Goal –
Tell how many lines have the string "that" in them, and write nothing besides the number.

[Dataset rows]
▽
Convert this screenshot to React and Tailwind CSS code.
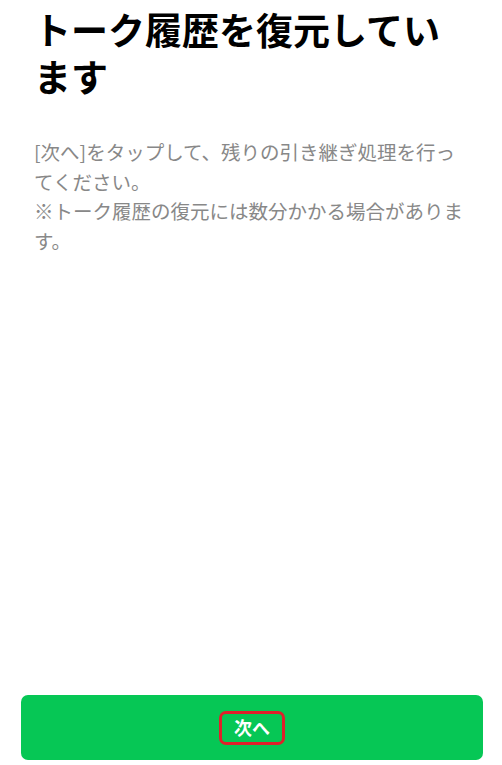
import React from "react";

export default function App() {
  const font = {
    fontFamily: '"Noto Sans CJK JP", "Noto Sans", sans-serif',
  };

  return (
    <div className="h-[765px] w-full bg-white flex flex-col" style={font}>
      <div className="pl-[34px] pr-[20px] pt-[6px]">
        <h1 className="text-[37px] leading-[47px] font-bold text-black">
          <span className="block">トーク履歴を復元してい</span>
          <span className="block">ます</span>
        </h1>
        <p className="mt-[37px] text-[19.5px] leading-[29.5px] text-[#888888] whitespace-nowrap">
          [次へ]をタップして、残りの引き継ぎ処理を行っ
          <br />
          てください。
          <br />
          ※トーク履歴の復元には数分かかる場合がありま
          <br />
          す。
        </p>
      </div>
      <div className="flex-1" />
      <button className="ml-[21px] mr-[19px] mb-[5px] h-[65px] rounded-[7px] bg-[#06c755] flex items-center justify-center">
        <span className="border-[3px] border-[#e0202a] rounded-[7px] w-[66px] h-[34px] flex items-center justify-center text-white font-bold text-[18px]">
          次へ
        </span>
      </button>
    </div>
  );
}
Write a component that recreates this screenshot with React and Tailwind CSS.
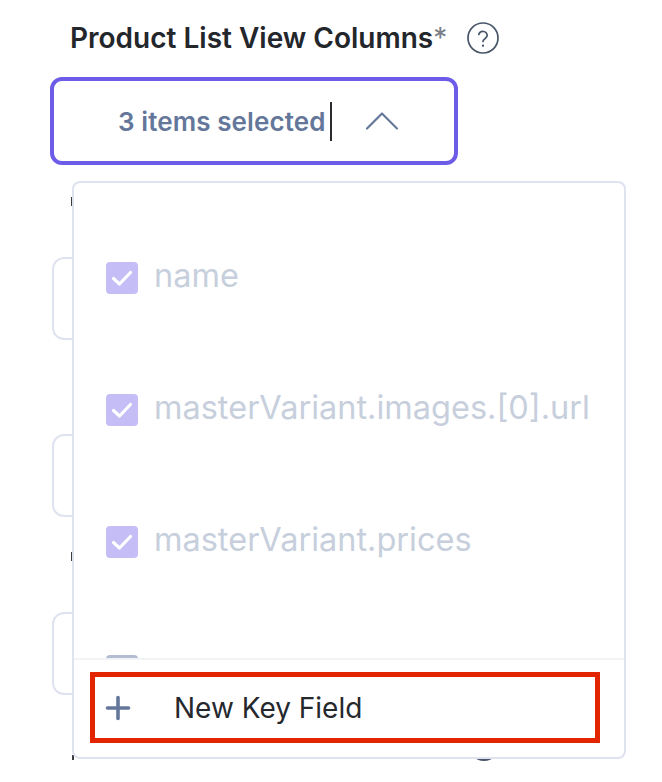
import { ChevronUp, Plus } from "lucide-react"

const columns = ["name", "masterVariant.images.[0].url", "masterVariant.prices"]

function CheckBox() {
  return (
    <span className="flex h-8 w-8 shrink-0 items-center justify-center rounded-[4px] bg-[#c4bdf6]">
      <svg viewBox="0 0 32 32" className="h-8 w-8" fill="none">
        <path d="M7.5 16.5 L13.5 22 L24.5 10.5" stroke="white" strokeWidth="3.2" strokeLinecap="round" strokeLinejoin="round" />
      </svg>
    </span>
  )
}

function HelpIcon() {
  return (
    <svg viewBox="0 0 32 32" className="h-8 w-8" fill="none" stroke="#475569" strokeWidth="1.7" strokeLinecap="round">
      <circle cx="16" cy="16" r="15" />
      <path d="M11.8 12.5a4.3 4.3 0 0 1 8.4 1c0 2.8-4.2 3.4-4.2 6" />
      <path d="M16 23.6v.2" strokeWidth="2.2" />
    </svg>
  )
}

export default function App() {
  return (
    <div className="relative h-[782px] w-[662px] overflow-hidden bg-white font-['Inter',sans-serif]">
      <div className="flex flex-col pl-[50px] pt-5">
        <div className="flex items-center gap-[20px] pl-[20px]">
          <span className="text-[28px] font-semibold leading-9 text-[#23262b]">
            Product List View Columns<span className="font-normal text-[#7a7f87]">*</span>
          </span>
          <HelpIcon />
        </div>

        <div className="mt-[21px] flex h-[88px] w-[408px] items-center rounded-[12px] border-4 border-[#6c5ce7] pl-[64px]">
          <span className="text-[26px] font-semibold tracking-[0.1px] text-[#64779b]">3 items selected</span>
          <span className="ml-[4px] h-[39px] w-[2px] bg-[#2b2b2f]" />
          <ChevronUp className="ml-[20px] h-[60px] w-[60px] text-[#64779b]" strokeWidth={0.85} />
        </div>

        {/* form fields behind the open dropdown, only their edges show */}
        <div className="ml-[21px] mt-[32px] h-[9px] w-[1px] bg-[#3a3d42]" />
        <div className="ml-[2px] mt-[51px] h-[83px] w-[100px] rounded-[12px] border-2 border-[#dfe3f0]" />
        <div className="ml-[2px] mt-[94px] h-[83px] w-[100px] rounded-[12px] border-2 border-[#dfe3f0]" />
        <div className="ml-[21px] mt-[35px] h-[9px] w-[1px] bg-[#3a3d42]" />
        <div className="ml-[2px] mt-[51px] h-[83px] w-[100px] rounded-[12px] border-2 border-[#dfe3f0]" />
        <div className="ml-[22px] mt-[60px] h-[5px] w-[2px] bg-[#3a3d42]" />
      </div>

      <div className="absolute left-[468px] top-[729px] h-[32px] w-[32px] rounded-full border-2 border-[#475569]" />

      <div className="absolute left-[72px] top-[181px] flex h-[578px] w-[554px] flex-col overflow-hidden rounded-[8px] border-2 border-[#dfe3f0] bg-white">
        <div className="h-[475px] shrink-0 overflow-hidden pl-[32px] pt-[79px]">
          <div className="flex flex-col gap-[100px]">
            {columns.map((col) => (
              <label key={col} className="flex h-8 items-center gap-[16px]">
                <CheckBox />
                <span className="-mt-[5px] text-[32.5px] leading-8 text-[#c7cfdd]">{col}</span>
              </label>
            ))}
          </div>
          <div className="mt-[97px] h-8 w-8 rounded-[4px] bg-[#b3bdd2]" />
        </div>
        <div className="flex-1 border-t-2 border-[#f2f3f5] px-[16px] pt-[12px]">
          <button className="flex h-[71px] w-[510px] items-center border-[5px] border-[#e32400] pl-[5px]">
            <Plus className="h-9 w-9 text-[#64779b]" strokeWidth={2.4} />
            <span className="ml-[38px] text-[28px] text-[#25282c]">New Key Field</span>
          </button>
        </div>
      </div>
    </div>
  )
}
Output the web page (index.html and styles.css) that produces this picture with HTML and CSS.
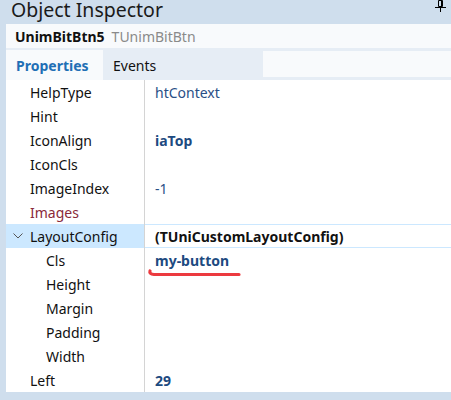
FILE: index.html
```html
<!DOCTYPE html>
<html>
<head>
<meta charset="utf-8">
<link rel="stylesheet" href="styles.css">
</head>
<body>
<div class="window">
  <div class="titlebar">
    <span class="title">Object Inspector</span>
    <svg class="pin" width="11" height="13" viewBox="0 0 11 13">
      <path d="M3.5 0.5 H7.5 V6.5 H3.5 Z" fill="none" stroke="#000" stroke-width="1"/>
      <path d="M6.5 1 V6" stroke="#000" stroke-width="1"/>
      <path d="M0 7.5 H11" stroke="#000" stroke-width="1"/>
      <path d="M5.5 8 V12" stroke="#000" stroke-width="1"/>
    </svg>
  </div>
  <div class="body">
    <div class="component"><b>UnimBitBtn5</b><span class="ctype">TUnimBitBtn</span></div>
    <div class="tabs">
      <div class="tab active">Properties</div>
      <div class="tab">Events</div>
      <div class="search"></div>
    </div>
    <div class="grid">
      <div class="row"><div class="name">HelpType</div><div class="val">htContext</div></div>
      <div class="row"><div class="name">Hint</div><div class="val"></div></div>
      <div class="row"><div class="name">IconAlign</div><div class="val bold">iaTop</div></div>
      <div class="row"><div class="name">IconCls</div><div class="val"></div></div>
      <div class="row"><div class="name">ImageIndex</div><div class="val">-1</div></div>
      <div class="row"><div class="name ref">Images</div><div class="val"></div></div>
      <div class="row sel"><div class="name"><svg class="chev" width="10" height="6" viewBox="0 0 10 6"><path d="M0.5 0.5 L5 5 L9.5 0.5" fill="none" stroke="#555" stroke-width="1"/></svg>LayoutConfig</div><div class="val black">(TUniCustomLayoutConfig)</div></div>
      <div class="row"><div class="name sub">Cls</div><div class="val bold mark">my-button<svg class="underline" width="96" height="10" viewBox="0 0 96 10"><path d="M3 3 Q2 6 7 6.5 L92 6.5" fill="none" stroke="#ec3a3f" stroke-width="3.2" stroke-linecap="round"/></svg></div></div>
      <div class="row"><div class="name sub">Height</div><div class="val"></div></div>
      <div class="row"><div class="name sub">Margin</div><div class="val"></div></div>
      <div class="row"><div class="name sub">Padding</div><div class="val"></div></div>
      <div class="row"><div class="name sub">Width</div><div class="val"></div></div>
      <div class="row"><div class="name">Left</div><div class="val bold">29</div></div>
    </div>
  </div>
</div>
</body>
</html>
```
FILE: styles.css
```css
* { box-sizing: border-box; }
html, body { margin: 0; padding: 0; }
body {
  width: 451px;
  height: 400px;
  overflow: hidden;
  background: #cfdeed;
  font-family: "Noto Sans", "Open Sans", sans-serif;
  font-size: 14px;
  color: #111;
}
.window { width: 451px; height: 400px; }
.titlebar {
  height: 24px;
  display: flex;
  align-items: center;
  justify-content: space-between;
  padding-left: 11px;
  padding-right: 5px;
  position: relative;
}
.title {
  font-size: 19.5px;
  line-height: 24px;
  color: #1a1a1a;
  margin-top: -5px;
}
.pin { align-self: flex-start; margin-top: 0px; }
.body { margin-left: 6px; }
.component {
  height: 24px;
  background: #f8fafc;
  display: flex;
  align-items: center;
  padding-left: 9px;
  font-size: 14px;
}
.component b { color: #111; font-weight: 700; }
.ctype { color: #8a8a8a; margin-left: 7px; }
.tabs {
  height: 32px;
  background: #e6edf5;
  display: flex;
  align-items: flex-end;
}
.tab {
  height: 30px;
  display: flex;
  align-items: center;
  padding: 0 10px 0 10px;
  color: #111;
}
.tab.active {
  background: #f8fafc;
  color: #1f6fb5;
  font-weight: 700;
  width: 97px;
}
.search {
  margin-left: auto;
  align-self: center;
  width: 188px;
  height: 26px;
  background: #f8fafc;
}
.grid { background: #fff; width: 445px; }
.row {
  height: 24px;
  display: flex;
  align-items: center;
}
.name {
  width: 139px;
  height: 24px;
  padding-left: 24px;
  display: flex;
  align-items: center;
  border-right: 1px solid #d4d4d4;
  color: #111;
}
.name.sub { padding-left: 40px; }
.name.ref { color: #8a2a3a; }
.val {
  flex: 1;
  height: 24px;
  display: flex;
  align-items: center;
  padding-left: 10px;
  color: #2a4f86;
  position: relative;
}
.val.bold { font-weight: 700; color: #1d4a80; }
.val.black { font-weight: 700; color: #111; }
.row.sel .name { background: #cce8ff; padding-left: 7px; }
.row.sel .val { border-top: 1px solid #cce8ff; border-bottom: 1px solid #cce8ff; }
.chev { margin-right: 7px; }
.underline { position: absolute; left: 2px; top: 20px; }
```
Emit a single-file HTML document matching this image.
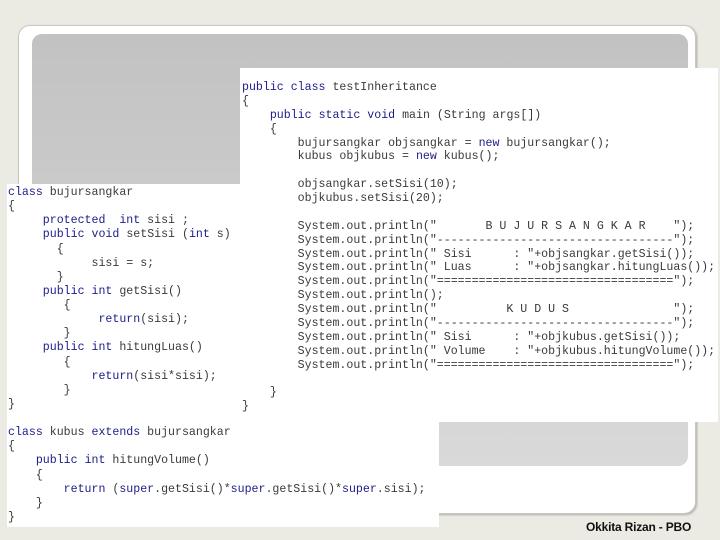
△
Exercise solution –
2